■ Short exercise ■
Omit every picture, then give all the entries again exactly.

■ Record list ■

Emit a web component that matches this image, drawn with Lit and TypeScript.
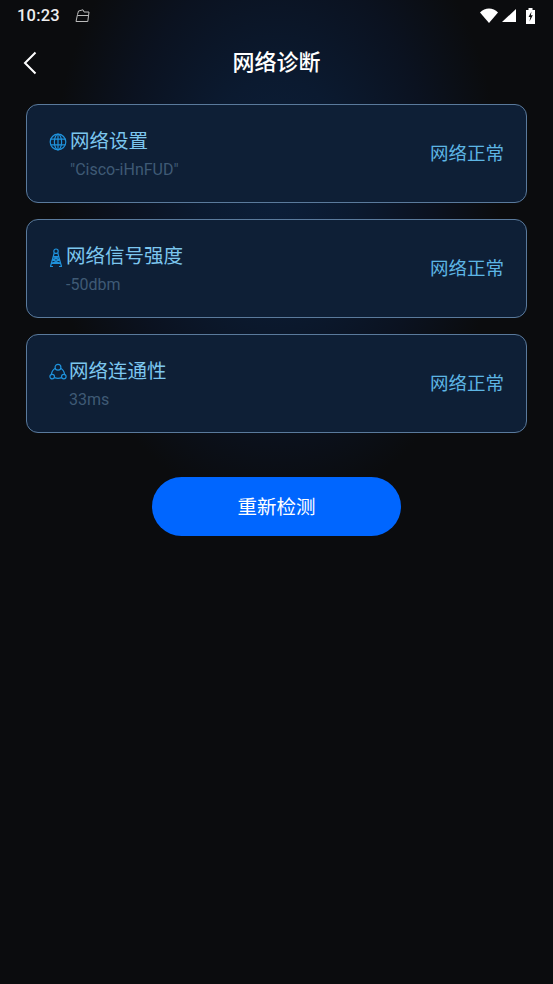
import { LitElement, html, css, svg } from "lit";
import { customElement } from "lit/decorators.js";

const globe = svg`<circle cx="9" cy="9" r="7.8"/><ellipse cx="9" cy="9" rx="3.6" ry="7.8"/><path d="M1.800 6.200h14.400M1.800 11.800h14.400M9 1.200v15.600"/>`;
const tower = svg`<circle cx="7" cy="3.200" r="2.200"/><path d="M5.200 5 1.500 18.500M8.800 5l3.700 13.500M1 18.500h3M10 18.500h3M4.300 8.500h5.400M3.300 12h7.400M2.300 15.500h9.400M4.300 8.500l6.400 3.500M9.700 8.500l-6.400 3.500M3.300 12l8.400 3.500M10.700 12l-8.400 3.500"/>`;
const triad = svg`<circle cx="9" cy="4.200" r="2.900"/><circle cx="3.200" cy="13.600" r="2.300"/><circle cx="14.800" cy="13.600" r="2.300"/><path d="M6.400 5.200C4 6.600 2.700 8.600 2.400 11.300M11.600 5.200c2.400 1.400 3.700 3.400 4 6.100M5.500 14.600c2.300 1 4.700 1 7 0"/>`;

const rows = [
  { icon: globe, vb: "0 0 18 18", w: 18, h: 18, gap: 3, title: "网络设置", sub: '"Cisco-iHnFUD"', subIndent: 21 },
  { icon: tower, vb: "0 0 14 19", w: 14, h: 19, gap: 3, title: "网络信号强度", sub: "-50dbm", subIndent: 17 },
  { icon: triad, vb: "0 0 18 18", w: 18, h: 18, gap: 2, title: "网络连通性", sub: "33ms", subIndent: 20 },
];

@customElement("app-root")
export class AppRoot extends LitElement {
  static styles = css`
    :host {
      display: block;
      width: 553px;
      height: 984px;
      overflow: hidden;
      background-color: #0b0c0e;
      background-image: radial-gradient(ellipse 225px 320px at 276px 190px, #0c1f3a 0%, #0b1a30 35%, #0b1220 70%, #0b0c0e 100%);
      font-family: "Roboto", "Noto Sans CJK SC", sans-serif;
      color: #fff;
    }
    .status {
      height: 31px;
      display: flex;
      align-items: center;
      justify-content: space-between;
      padding: 0 18px 0 17px;
      box-sizing: border-box;
    }
    .status-left { display: flex; align-items: center; gap: 15px; }
    .time { font-size: 16.500px; font-weight: 500; letter-spacing: 0.2px; color: #eee; }
    .status-right { display: flex; align-items: center; gap: 4px; }
    .nav {
      height: 62px;
      display: flex;
      align-items: center;
      justify-content: center;
      position: relative;
    }
    .back { position: absolute; left: 23px; top: 20px; display: block; }
    .title { font-size: 22px; font-weight: 500; color: #fff; padding-top: 2px; line-height: 64px; }
    .list {
      margin: 11px 26px 0;
      display: flex;
      flex-direction: column;
      gap: 16px;
    }
    .card {
      height: 99px;
      box-sizing: border-box;
      border: 1px solid #5a7a9c;
      border-radius: 12px;
      background: #0e1f36;
      display: flex;
      align-items: center;
      justify-content: space-between;
      padding: 0 22px;
    }
    .info { display: flex; flex-direction: column; gap: 2px; padding-top: 1px; }
    .head { display: flex; align-items: center; line-height: 30px; font-size: 19.500px; color: #7cc6ee; }
    .head svg { fill: none; stroke: #1f92dc; stroke-width: 1.200; display: block; flex: none; }
    .sub { font-size: 16px; line-height: 22px; color: #3f5a75; }
    .state { font-size: 18.500px; line-height: 26px; color: #5db5e4; padding-top: 1px; }
    .btn-wrap { display: flex; justify-content: center; margin-top: 44px; }
    .btn {
      width: 249px;
      height: 59px;
      border: none;
      border-radius: 30px;
      background: #0066ff;
      color: #fff;
      font: 19.500px "Roboto", "Noto Sans CJK SC", sans-serif;
      padding: 0 0 2px;
    }
  `;

  render() {
    return html`
      <div class="status">
        <div class="status-left">
          <span class="time">10:23</span>
          <svg width="15" height="14" viewBox="0 0 15 14" fill="none" stroke="#bbb" stroke-width="1">
            <path d="M2.500 5.500 3.500 2 8 .8 9 3 14 3 12.800 12.500 1 12.500ZM2.500 6.500H13"/>
          </svg>
        </div>
        <div class="status-right">
          <svg width="18" height="15" viewBox="0 0 18 15"><path d="M0 4.500C5 -.8 13 -.8 18 4.500L9 15Z" fill="#fff"/></svg>
          <svg width="14" height="13" viewBox="0 0 14 13"><path d="M14 0V13H0Z" fill="#fff"/></svg>
          <svg width="9" height="16" viewBox="0 0 9 16" style="margin-left:6px">
            <path d="M0 2H2.500V0H6.500V2H9V16H0Z" fill="#fff"/>
            <path d="M5.500 3.500 2.500 9H4.300L3.500 13.500 6.800 7.300H4.900Z" fill="#111"/>
          </svg>
        </div>
      </div>
      <div class="nav">
        <svg class="back" width="14" height="24" viewBox="0 0 14 24" fill="none" stroke="#fff" stroke-width="2">
          <path d="M12.500 1.500 2 12 12.500 22.500"/>
        </svg>
        <span class="title">网络诊断</span>
      </div>
      <div class="list">
        ${rows.map(
          (r) => html`
            <div class="card">
              <div class="info">
                <div class="head">
                  <svg width=${r.w} height=${r.h} viewBox=${r.vb} style="margin-right:${r.gap}px">${r.icon}</svg>
                  <span>${r.title}</span>
                </div>
                <div class="sub" style="padding-left:${r.subIndent}px">${r.sub}</div>
              </div>
              <div class="state">网络正常</div>
            </div>
          `
        )}
      </div>
      <div class="btn-wrap"><button class="btn">重新检测</button></div>
    `;
  }
}
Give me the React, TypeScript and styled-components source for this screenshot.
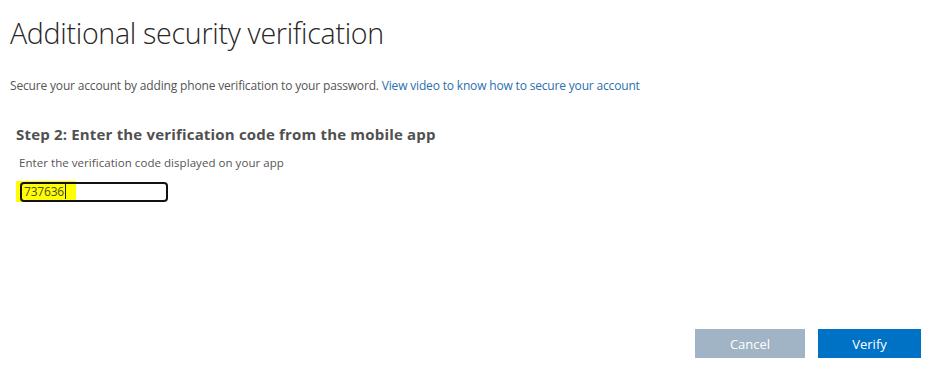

■ Solved problem ■
Emit a web component that matches this image, drawn with Lit and TypeScript.
import { LitElement, html, css, svg } from "lit";
import { customElement } from "lit/decorators.js";

const globe = svg`<circle cx="9" cy="9" r="7.8"/><ellipse cx="9" cy="9" rx="3.6" ry="7.8"/><path d="M1.800 6.200h14.400M1.800 11.800h14.400M9 1.200v15.600"/>`;
const tower = svg`<circle cx="7" cy="3.200" r="2.200"/><path d="M5.200 5 1.500 18.500M8.800 5l3.700 13.500M1 18.500h3M10 18.500h3M4.300 8.500h5.400M3.300 12h7.400M2.300 15.500h9.400M4.300 8.500l6.400 3.500M9.700 8.500l-6.400 3.500M3.300 12l8.400 3.500M10.700 12l-8.400 3.500"/>`;
const triad = svg`<circle cx="9" cy="4.200" r="2.900"/><circle cx="3.200" cy="13.600" r="2.300"/><circle cx="14.800" cy="13.600" r="2.300"/><path d="M6.400 5.200C4 6.600 2.700 8.600 2.400 11.300M11.600 5.200c2.400 1.400 3.700 3.400 4 6.100M5.500 14.600c2.300 1 4.700 1 7 0"/>`;

const rows = [
  { icon: globe, vb: "0 0 18 18", w: 18, h: 18, gap: 3, title: "网络设置", sub: '"Cisco-iHnFUD"', subIndent: 21 },
  { icon: tower, vb: "0 0 14 19", w: 14, h: 19, gap: 3, title: "网络信号强度", sub: "-50dbm", subIndent: 17 },
  { icon: triad, vb: "0 0 18 18", w: 18, h: 18, gap: 2, title: "网络连通性", sub: "33ms", subIndent: 20 },
];

@customElement("app-root")
export class AppRoot extends LitElement {
  static styles = css`
    :host {
      display: block;
      width: 553px;
      height: 984px;
      overflow: hidden;
      background-color: #0b0c0e;
      background-image: radial-gradient(ellipse 225px 320px at 276px 190px, #0c1f3a 0%, #0b1a30 35%, #0b1220 70%, #0b0c0e 100%);
      font-family: "Roboto", "Noto Sans CJK SC", sans-serif;
      color: #fff;
    }
    .status {
      height: 31px;
      display: flex;
      align-items: center;
      justify-content: space-between;
      padding: 0 18px 0 17px;
      box-sizing: border-box;
    }
    .status-left { display: flex; align-items: center; gap: 15px; }
    .time { font-size: 16.500px; font-weight: 500; letter-spacing: 0.2px; color: #eee; }
    .status-right { display: flex; align-items: center; gap: 4px; }
    .nav {
      height: 62px;
      display: flex;
      align-items: center;
      justify-content: center;
      position: relative;
    }
    .back { position: absolute; left: 23px; top: 20px; display: block; }
    .title { font-size: 22px; font-weight: 500; color: #fff; padding-top: 2px; line-height: 64px; }
    .list {
      margin: 11px 26px 0;
      display: flex;
      flex-direction: column;
      gap: 16px;
    }
    .card {
      height: 99px;
      box-sizing: border-box;
      border: 1px solid #5a7a9c;
      border-radius: 12px;
      background: #0e1f36;
      display: flex;
      align-items: center;
      justify-content: space-between;
      padding: 0 22px;
    }
    .info { display: flex; flex-direction: column; gap: 2px; padding-top: 1px; }
    .head { display: flex; align-items: center; line-height: 30px; font-size: 19.500px; color: #7cc6ee; }
    .head svg { fill: none; stroke: #1f92dc; stroke-width: 1.200; display: block; flex: none; }
    .sub { font-size: 16px; line-height: 22px; color: #3f5a75; }
    .state { font-size: 18.500px; line-height: 26px; color: #5db5e4; padding-top: 1px; }
    .btn-wrap { display: flex; justify-content: center; margin-top: 44px; }
    .btn {
      width: 249px;
      height: 59px;
      border: none;
      border-radius: 30px;
      background: #0066ff;
      color: #fff;
      font: 19.500px "Roboto", "Noto Sans CJK SC", sans-serif;
      padding: 0 0 2px;
    }
  `;

  render() {
    return html`
      <div class="status">
        <div class="status-left">
          <span class="time">10:23</span>
          <svg width="15" height="14" viewBox="0 0 15 14" fill="none" stroke="#bbb" stroke-width="1">
            <path d="M2.500 5.500 3.500 2 8 .8 9 3 14 3 12.800 12.500 1 12.500ZM2.500 6.500H13"/>
          </svg>
        </div>
        <div class="status-right">
          <svg width="18" height="15" viewBox="0 0 18 15"><path d="M0 4.500C5 -.8 13 -.8 18 4.500L9 15Z" fill="#fff"/></svg>
          <svg width="14" height="13" viewBox="0 0 14 13"><path d="M14 0V13H0Z" fill="#fff"/></svg>
          <svg width="9" height="16" viewBox="0 0 9 16" style="margin-left:6px">
            <path d="M0 2H2.500V0H6.500V2H9V16H0Z" fill="#fff"/>
            <path d="M5.500 3.500 2.500 9H4.300L3.500 13.500 6.800 7.300H4.900Z" fill="#111"/>
          </svg>
        </div>
      </div>
      <div class="nav">
        <svg class="back" width="14" height="24" viewBox="0 0 14 24" fill="none" stroke="#fff" stroke-width="2">
          <path d="M12.500 1.500 2 12 12.500 22.500"/>
        </svg>
        <span class="title">网络诊断</span>
      </div>
      <div class="list">
        ${rows.map(
          (r) => html`
            <div class="card">
              <div class="info">
                <div class="head">
                  <svg width=${r.w} height=${r.h} viewBox=${r.vb} style="margin-right:${r.gap}px">${r.icon}</svg>
                  <span>${r.title}</span>
                </div>
                <div class="sub" style="padding-left:${r.subIndent}px">${r.sub}</div>
              </div>
              <div class="state">网络正常</div>
            </div>
          `
        )}
      </div>
      <div class="btn-wrap"><button class="btn">重新检测</button></div>
    `;
  }
}
Give me the React, TypeScript and styled-components source for this screenshot.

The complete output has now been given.